WHAT THE TASK ASKS -
From the entries provided below, copy each line that contains the word "index".

TASK INPUTS -
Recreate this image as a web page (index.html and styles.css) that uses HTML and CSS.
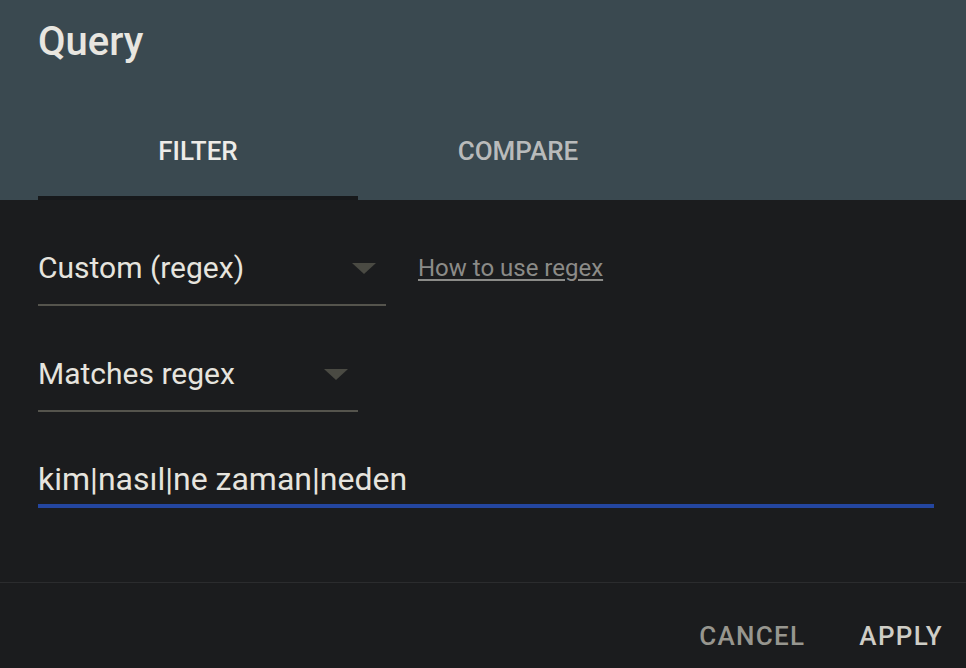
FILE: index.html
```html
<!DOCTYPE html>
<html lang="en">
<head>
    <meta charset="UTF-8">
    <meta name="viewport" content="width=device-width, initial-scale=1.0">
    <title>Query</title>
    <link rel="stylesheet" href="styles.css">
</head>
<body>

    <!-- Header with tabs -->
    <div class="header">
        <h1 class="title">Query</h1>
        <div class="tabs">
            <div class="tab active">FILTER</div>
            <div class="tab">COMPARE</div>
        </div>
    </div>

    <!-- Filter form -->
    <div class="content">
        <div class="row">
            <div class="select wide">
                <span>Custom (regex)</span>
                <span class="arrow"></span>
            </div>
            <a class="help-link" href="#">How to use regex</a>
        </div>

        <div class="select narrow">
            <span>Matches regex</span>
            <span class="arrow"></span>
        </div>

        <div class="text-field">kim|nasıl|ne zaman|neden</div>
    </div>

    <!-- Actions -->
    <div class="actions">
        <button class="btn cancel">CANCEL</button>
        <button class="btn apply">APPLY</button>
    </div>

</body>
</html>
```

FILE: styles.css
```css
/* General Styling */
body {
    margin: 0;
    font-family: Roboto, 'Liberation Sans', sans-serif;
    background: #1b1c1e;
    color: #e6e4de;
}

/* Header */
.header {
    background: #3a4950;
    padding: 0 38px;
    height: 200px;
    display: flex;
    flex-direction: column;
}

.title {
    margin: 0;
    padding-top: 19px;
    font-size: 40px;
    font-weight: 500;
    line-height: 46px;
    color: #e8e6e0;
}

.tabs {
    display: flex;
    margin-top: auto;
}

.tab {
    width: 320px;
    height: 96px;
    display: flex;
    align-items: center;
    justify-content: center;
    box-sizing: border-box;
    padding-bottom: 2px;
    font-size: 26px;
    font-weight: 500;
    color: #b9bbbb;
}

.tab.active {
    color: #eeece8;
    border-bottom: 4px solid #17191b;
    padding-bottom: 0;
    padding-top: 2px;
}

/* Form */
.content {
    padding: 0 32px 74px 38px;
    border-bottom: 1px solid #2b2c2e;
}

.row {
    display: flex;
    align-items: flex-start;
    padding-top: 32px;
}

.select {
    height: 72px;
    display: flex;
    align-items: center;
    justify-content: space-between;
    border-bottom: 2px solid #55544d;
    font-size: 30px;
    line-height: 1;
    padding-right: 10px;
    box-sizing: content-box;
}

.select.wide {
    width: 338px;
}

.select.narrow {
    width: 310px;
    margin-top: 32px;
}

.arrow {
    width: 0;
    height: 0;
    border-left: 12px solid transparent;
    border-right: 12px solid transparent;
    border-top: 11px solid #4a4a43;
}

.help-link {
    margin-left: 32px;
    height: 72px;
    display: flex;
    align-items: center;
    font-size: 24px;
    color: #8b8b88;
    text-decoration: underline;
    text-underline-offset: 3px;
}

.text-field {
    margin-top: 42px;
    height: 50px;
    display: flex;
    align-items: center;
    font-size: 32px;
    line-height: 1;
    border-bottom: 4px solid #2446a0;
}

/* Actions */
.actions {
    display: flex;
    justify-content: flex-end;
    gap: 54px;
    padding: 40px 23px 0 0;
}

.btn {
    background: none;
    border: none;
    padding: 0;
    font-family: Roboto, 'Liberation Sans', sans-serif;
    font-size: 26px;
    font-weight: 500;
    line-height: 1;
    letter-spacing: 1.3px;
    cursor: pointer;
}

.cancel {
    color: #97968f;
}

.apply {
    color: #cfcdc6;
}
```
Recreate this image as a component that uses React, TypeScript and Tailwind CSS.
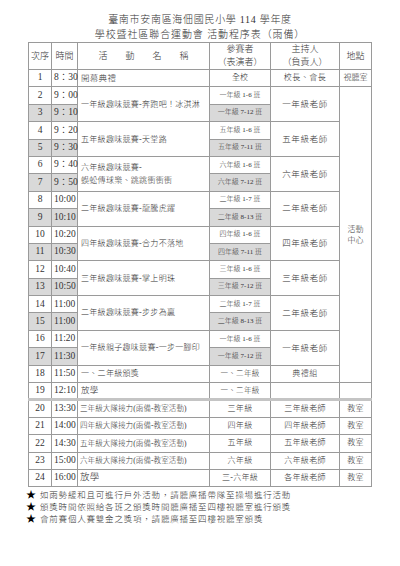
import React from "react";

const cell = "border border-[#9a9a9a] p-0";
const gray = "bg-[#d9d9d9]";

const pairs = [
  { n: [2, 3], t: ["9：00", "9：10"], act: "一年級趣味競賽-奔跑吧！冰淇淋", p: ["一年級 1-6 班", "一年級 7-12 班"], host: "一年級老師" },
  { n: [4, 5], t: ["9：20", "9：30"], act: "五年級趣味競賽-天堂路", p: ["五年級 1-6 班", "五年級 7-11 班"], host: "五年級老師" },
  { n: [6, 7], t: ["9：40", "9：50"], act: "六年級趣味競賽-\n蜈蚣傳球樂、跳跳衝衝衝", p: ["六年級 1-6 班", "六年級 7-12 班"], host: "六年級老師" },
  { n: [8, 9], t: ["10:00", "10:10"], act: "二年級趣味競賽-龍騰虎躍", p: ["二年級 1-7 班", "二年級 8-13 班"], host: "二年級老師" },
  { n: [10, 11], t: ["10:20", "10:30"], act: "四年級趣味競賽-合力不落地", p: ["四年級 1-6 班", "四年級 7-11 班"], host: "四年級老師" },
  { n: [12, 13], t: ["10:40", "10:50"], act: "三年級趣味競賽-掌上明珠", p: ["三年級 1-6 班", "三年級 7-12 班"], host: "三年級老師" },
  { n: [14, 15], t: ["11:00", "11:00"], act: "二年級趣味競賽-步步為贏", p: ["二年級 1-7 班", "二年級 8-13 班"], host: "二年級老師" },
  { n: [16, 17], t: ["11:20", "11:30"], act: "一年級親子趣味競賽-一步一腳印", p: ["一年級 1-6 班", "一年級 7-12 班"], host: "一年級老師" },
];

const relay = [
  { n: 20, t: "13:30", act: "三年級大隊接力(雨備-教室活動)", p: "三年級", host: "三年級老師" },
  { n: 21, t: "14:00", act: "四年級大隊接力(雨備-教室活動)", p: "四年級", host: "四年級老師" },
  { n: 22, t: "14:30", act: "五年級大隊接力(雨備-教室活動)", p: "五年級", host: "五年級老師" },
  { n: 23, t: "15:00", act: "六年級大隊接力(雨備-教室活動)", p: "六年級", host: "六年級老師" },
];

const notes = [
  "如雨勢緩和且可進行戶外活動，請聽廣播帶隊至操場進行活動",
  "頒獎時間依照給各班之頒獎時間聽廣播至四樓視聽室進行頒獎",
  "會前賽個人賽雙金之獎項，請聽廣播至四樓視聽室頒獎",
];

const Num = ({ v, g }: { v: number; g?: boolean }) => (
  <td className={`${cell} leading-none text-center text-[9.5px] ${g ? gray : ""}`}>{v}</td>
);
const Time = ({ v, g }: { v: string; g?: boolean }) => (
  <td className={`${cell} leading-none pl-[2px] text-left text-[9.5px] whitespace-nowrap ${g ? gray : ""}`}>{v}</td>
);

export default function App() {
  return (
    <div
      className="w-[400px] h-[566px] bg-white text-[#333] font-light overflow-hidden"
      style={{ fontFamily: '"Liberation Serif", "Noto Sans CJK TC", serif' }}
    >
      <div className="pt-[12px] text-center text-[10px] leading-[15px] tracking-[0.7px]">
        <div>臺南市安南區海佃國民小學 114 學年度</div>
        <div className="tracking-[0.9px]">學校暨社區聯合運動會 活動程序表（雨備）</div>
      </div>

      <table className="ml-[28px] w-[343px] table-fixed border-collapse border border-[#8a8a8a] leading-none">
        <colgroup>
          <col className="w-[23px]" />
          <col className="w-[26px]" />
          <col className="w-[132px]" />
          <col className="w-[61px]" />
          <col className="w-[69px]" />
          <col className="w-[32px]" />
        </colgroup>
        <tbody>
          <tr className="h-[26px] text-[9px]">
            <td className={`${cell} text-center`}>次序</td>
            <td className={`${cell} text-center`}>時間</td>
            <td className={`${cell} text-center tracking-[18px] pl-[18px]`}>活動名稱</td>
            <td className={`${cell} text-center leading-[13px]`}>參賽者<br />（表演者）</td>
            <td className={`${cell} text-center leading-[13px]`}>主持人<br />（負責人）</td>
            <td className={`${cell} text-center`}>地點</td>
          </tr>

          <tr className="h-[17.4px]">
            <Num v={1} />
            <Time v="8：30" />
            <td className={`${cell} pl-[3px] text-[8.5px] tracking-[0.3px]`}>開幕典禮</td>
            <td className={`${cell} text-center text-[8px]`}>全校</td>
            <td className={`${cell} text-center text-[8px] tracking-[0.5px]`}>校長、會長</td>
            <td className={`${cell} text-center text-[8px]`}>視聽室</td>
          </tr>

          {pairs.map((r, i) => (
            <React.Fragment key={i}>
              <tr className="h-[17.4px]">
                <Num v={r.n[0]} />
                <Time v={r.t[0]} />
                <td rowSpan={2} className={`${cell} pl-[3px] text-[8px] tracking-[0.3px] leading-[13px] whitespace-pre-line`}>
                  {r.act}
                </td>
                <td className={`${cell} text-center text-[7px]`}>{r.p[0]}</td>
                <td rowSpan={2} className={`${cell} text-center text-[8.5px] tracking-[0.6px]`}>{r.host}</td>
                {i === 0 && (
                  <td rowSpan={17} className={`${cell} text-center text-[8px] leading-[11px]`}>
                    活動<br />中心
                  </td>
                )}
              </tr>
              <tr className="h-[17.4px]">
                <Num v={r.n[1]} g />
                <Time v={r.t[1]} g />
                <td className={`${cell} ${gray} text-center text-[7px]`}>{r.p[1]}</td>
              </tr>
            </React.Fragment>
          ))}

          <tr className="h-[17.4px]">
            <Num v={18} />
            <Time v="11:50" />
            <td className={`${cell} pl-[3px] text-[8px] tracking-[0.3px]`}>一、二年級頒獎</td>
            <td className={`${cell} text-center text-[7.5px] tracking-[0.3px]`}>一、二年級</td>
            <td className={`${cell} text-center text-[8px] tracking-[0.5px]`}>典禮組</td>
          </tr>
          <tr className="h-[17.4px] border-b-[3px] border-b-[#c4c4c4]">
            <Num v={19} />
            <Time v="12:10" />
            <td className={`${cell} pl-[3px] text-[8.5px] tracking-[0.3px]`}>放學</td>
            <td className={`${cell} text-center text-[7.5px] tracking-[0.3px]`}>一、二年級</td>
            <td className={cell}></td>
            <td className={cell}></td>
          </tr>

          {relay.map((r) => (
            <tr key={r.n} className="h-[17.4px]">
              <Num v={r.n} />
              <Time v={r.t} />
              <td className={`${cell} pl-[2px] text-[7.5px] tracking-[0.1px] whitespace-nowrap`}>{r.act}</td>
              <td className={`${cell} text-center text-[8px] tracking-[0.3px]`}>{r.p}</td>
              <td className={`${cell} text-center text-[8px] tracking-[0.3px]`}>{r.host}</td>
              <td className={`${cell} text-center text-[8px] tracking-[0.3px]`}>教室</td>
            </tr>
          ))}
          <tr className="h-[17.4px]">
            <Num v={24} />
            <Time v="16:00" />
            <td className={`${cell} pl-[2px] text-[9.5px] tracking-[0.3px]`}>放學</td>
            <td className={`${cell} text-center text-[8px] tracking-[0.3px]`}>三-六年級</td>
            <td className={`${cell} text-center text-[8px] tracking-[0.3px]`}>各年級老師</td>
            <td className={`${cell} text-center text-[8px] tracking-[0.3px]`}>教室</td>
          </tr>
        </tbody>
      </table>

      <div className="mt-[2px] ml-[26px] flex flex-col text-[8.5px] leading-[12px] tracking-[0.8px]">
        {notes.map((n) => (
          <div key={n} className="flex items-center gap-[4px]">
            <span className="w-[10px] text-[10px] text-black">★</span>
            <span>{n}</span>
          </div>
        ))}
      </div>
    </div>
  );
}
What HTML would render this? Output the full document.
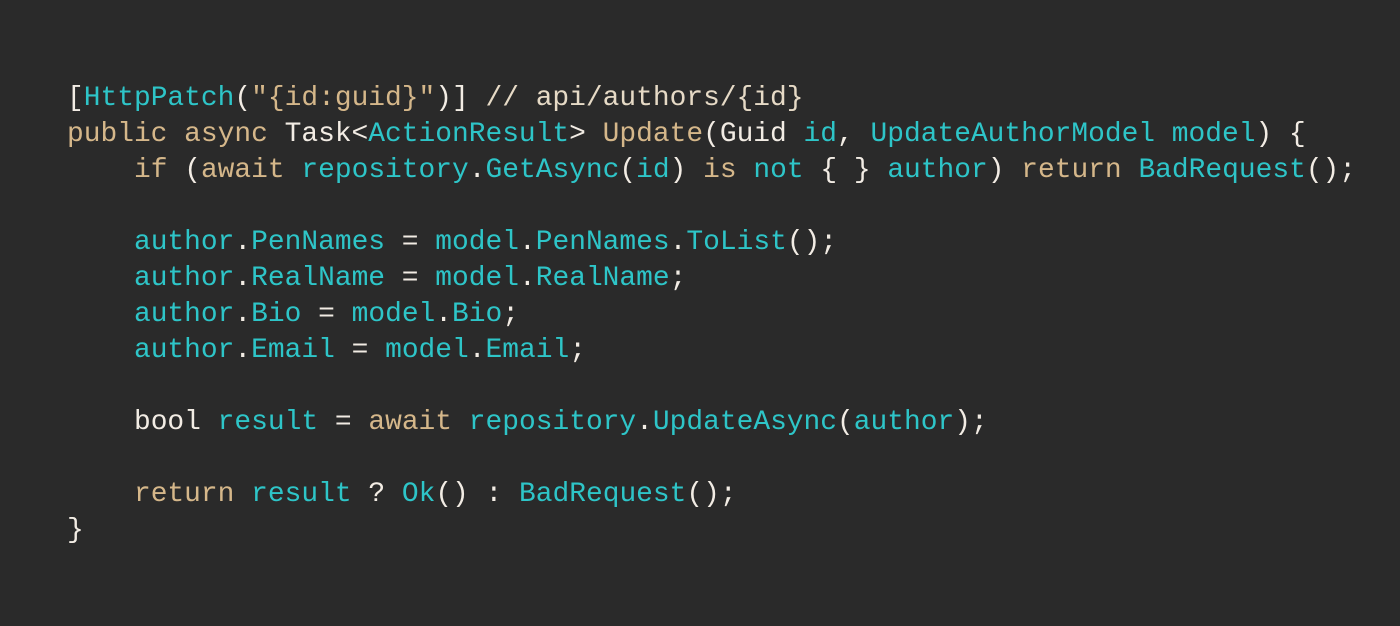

WRITTEN RESPONSE -
Recreate this image as a web page (index.html and styles.css) that uses HTML and CSS.
FILE: index.html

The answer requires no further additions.